During many traditional Korean commemorative ceremonies called jesa (제사), there is a part where a family’s ancestors are honored by being “brought in” through an open door and allowed to dine on the food first before the family that prepared it. Once it is time for the meal to be eaten by the family, the prepared foods are cooked again, but only this time, properly seasoned with garlic.
The informant is my mother who is the youngest child on her side of the family and the only one who has regular contact with her mother/my grandmother as our family is the only one among our extended family living in the United States with them. Because of this, most of my grandmother’s teachings and culinary knowledge have been passed down to her. Despite many of the commemoration ceremonies being done in the honor of my father’s side of the family, my mother dutifully carries out the traditional cooking required for the occasion. While not highly religious, my mother still holds out on traditional beliefs of karma and good deeds eventually being rewarded so perhaps she follows these traditional rules so closely as to hope for better for her children.

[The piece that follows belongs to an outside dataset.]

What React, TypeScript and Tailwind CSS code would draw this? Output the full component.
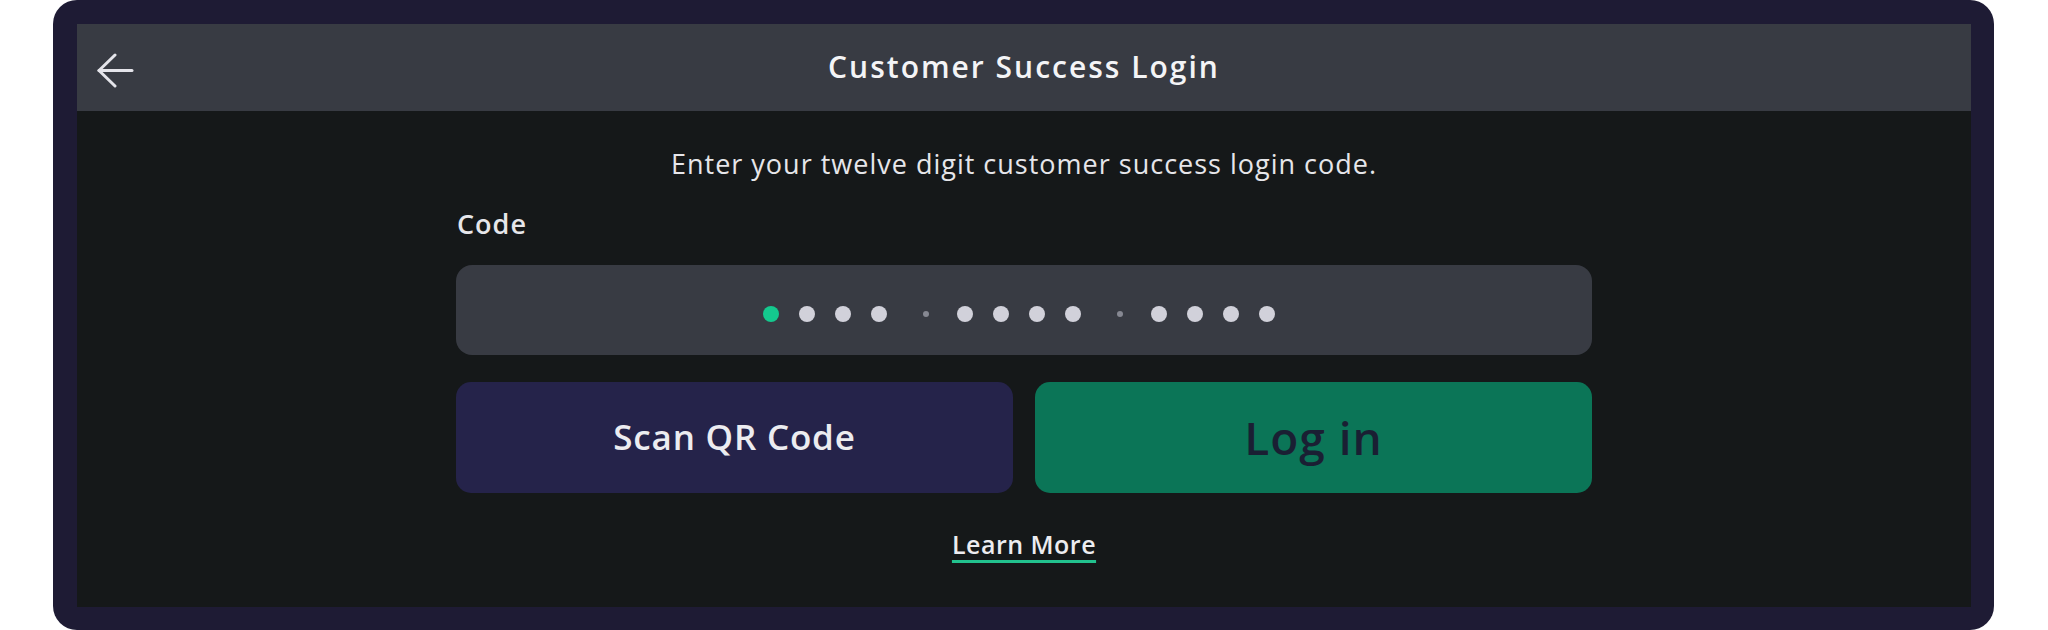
import React from "react";

const font = { fontFamily: "'Open Sans', Lato, 'Noto Sans', sans-serif" };

function Dot({ active }: { active?: boolean }) {
  return (
    <span
      className={
        active
          ? "block w-[16px] h-[16px] rounded-full bg-[#14c98e]"
          : "block w-[16px] h-[16px] rounded-full bg-[#d1d1da]"
      }
    />
  );
}

function Sep() {
  return <span className="block w-[6px] h-[6px] rounded-full bg-[#868892] ml-[16px] mr-[8px]" />;
}

export default function App() {
  return (
    <div className="w-[2048px] h-[630px] bg-white" style={font}>
      <div className="ml-[53px] w-[1941px] h-[630px] rounded-[24px] bg-[#1e1b34] pt-[24px] pl-[24px] pr-[23px] pb-[23px] flex flex-col">
        <div className="h-[87px] bg-[#383b43] flex items-center relative shrink-0">
          <button className="absolute left-[19px] top-[29px] text-[#e4e4ea]" aria-label="Back">
            <svg width="38" height="35" viewBox="0 0 38 35" fill="none" stroke="currentColor" strokeWidth="3" strokeLinecap="round" strokeLinejoin="round">
              <path d="M36 17.5H3" />
              <path d="M19 2 L3 17.5 L19 33" />
            </svg>
          </button>
          <div className="w-full text-center text-[30px] tracking-[2px] font-semibold text-[#f4f4f6] leading-none pb-[2px]">
            Customer Success Login
          </div>
        </div>
        <div className="flex-1 bg-[#151819] flex flex-col items-center pt-[37px]">
          <p className="text-[27px] tracking-[1px] leading-[32px] text-[#e6e6ea]">
            Enter your twelve digit customer success login code.
          </p>
          <div className="w-[1136px] mt-[30px]">
            <div className="text-[27px] tracking-[1px] leading-[28px] font-semibold text-[#e6e6ea] pl-[1px]">Code</div>
            <div className="mt-[27px] h-[90px] rounded-[16px] bg-[#383b43] flex items-center justify-center gap-[20px] pr-[10px] pt-[8px]">
              <Dot active />
              <Dot />
              <Dot />
              <Dot />
              <Sep />
              <Dot />
              <Dot />
              <Dot />
              <Dot />
              <Sep />
              <Dot />
              <Dot />
              <Dot />
              <Dot />
            </div>
            <div className="mt-[27px] grid grid-cols-2 gap-[22px]">
              <button className="h-[111px] rounded-[15px] bg-[#25234a] text-[#ececf0] text-[35px] tracking-[0.8px] font-semibold">
                Scan QR Code
              </button>
              <button className="h-[111px] rounded-[15px] bg-[#0b7557] text-[#1a1f33] text-[46px] tracking-[1px] font-semibold">
                Log in
              </button>
            </div>
          </div>
          <a className="mt-[36px] text-[25px] tracking-[0.5px] leading-[30px] font-semibold text-[#ececf0] underline decoration-[#22c28e] decoration-[3px] underline-offset-[6px]">
            Learn More
          </a>
        </div>
      </div>
    </div>
  );
}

The ceremony for the commemoration of ancestors or other traditional events usually falls between brunch or dinner-times so most of the family does not eat until then. Because everyone gets hungry, I asked my mother why she needed to cook the food again when everything was prepared, the ceremony was finished, and all that was left was to eat. She replied that the food needed to be cooked again properly since she left out the seasoning, particularly the garlic. When I asked why, she said that garlic wards off spirits. I asked why this was and my brother chimed in to explain to me that one of the creation myths of Korea involved a bear turning into a human by eating nothing but gloves of garlic and mugworts for 100 days, giving garlic in particular some level of spiritual power.
Garlic being such a powerful supernatural warding tool surprised me as I thought it was specifically targeted towards vampires from Western legends. Garlic is an incredibly common ingredient found in Korean cuisine so it never properly registered to me as it could have any sort of special meaning beyond a universal ingredient. If garlic was so regularly consumed, why were there even ghost stories to begin with? Was superstition just that prevalent that it may have influenced every-day cooking to ward off malevolent and clingy spirits? There are some accounts where eating garlic wards off tigers and eating pickled garlic in particular being a procedure that was recommended to those traveling through mountains as to not encounter a tiger on their journey. As an avid fan of putting garlic as seasoning for most things, it made me question if garlic was used so extensively for its supernatural benefits, its taste, or the simple convenience of both tasting good and warding off evil. Interesting to note how garlic’s effects are indiscriminate to spirits in general as the spirits that are relevant in this context are “good” spirits who are honored to give blessings to their descendants but they are still affected by its effects.